More tests and longer tests are needed to be able to reliably estimate performance and design the appropriate equipment and processes for mercury reductions in power plants with different equipment installed and burning different ranks of coal. The Department of Energy is currently evaluating a number of proposals from the utility industry, vendors, and research organizations to test a wide variety of plants and coals for mercury control, over a longer test period. The electric power industry, along with EPRI and equipment vendors, is engaged in a large, coordinated effort to develop and optimize cost-effective mercury emission reduction processes.
EPRI modeling suggests that U.S. utility emissions of mercury are only a small contributor to deposition of mercury in the continental U.S. Significant reductions of those emissions, either under a CSA or MACT approach, will only reduce deposition in the U.S. by 1.5%, and will only decrease exposures of the most sensitive population of women of childbearing age by 0.5% in 2020, as compared to 1999.

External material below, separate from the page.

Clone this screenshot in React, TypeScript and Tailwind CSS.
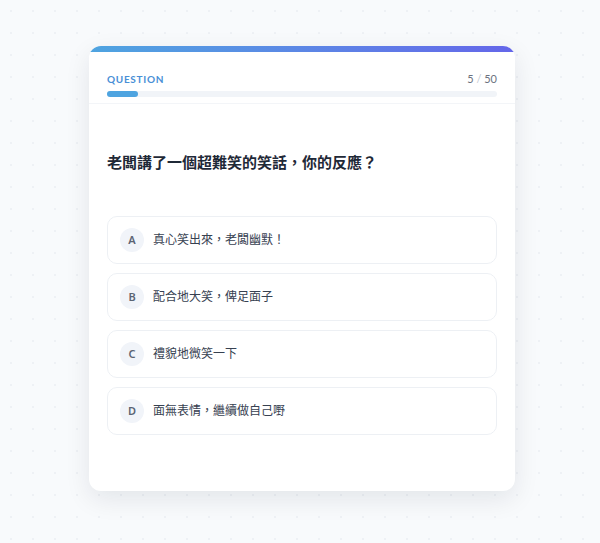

The utility industry does not have proven technologies to reduce mercury emissions, but we know that some reductions will occur as SO2 and NOx control systems are installed, either under Clear Skies or business-as-usual. The industry does not hold the position that mercury reductions should not occur, but asks that right timeline should be followed, one that considers the practical aspects of the cost and impact of making these reductions. Mercury emission reductions that are required before the technology has been fully developed will lead to significantly increased costs, to likely fuel switching from coal to natural gas, and to possible disruption of the nation’s energy supply.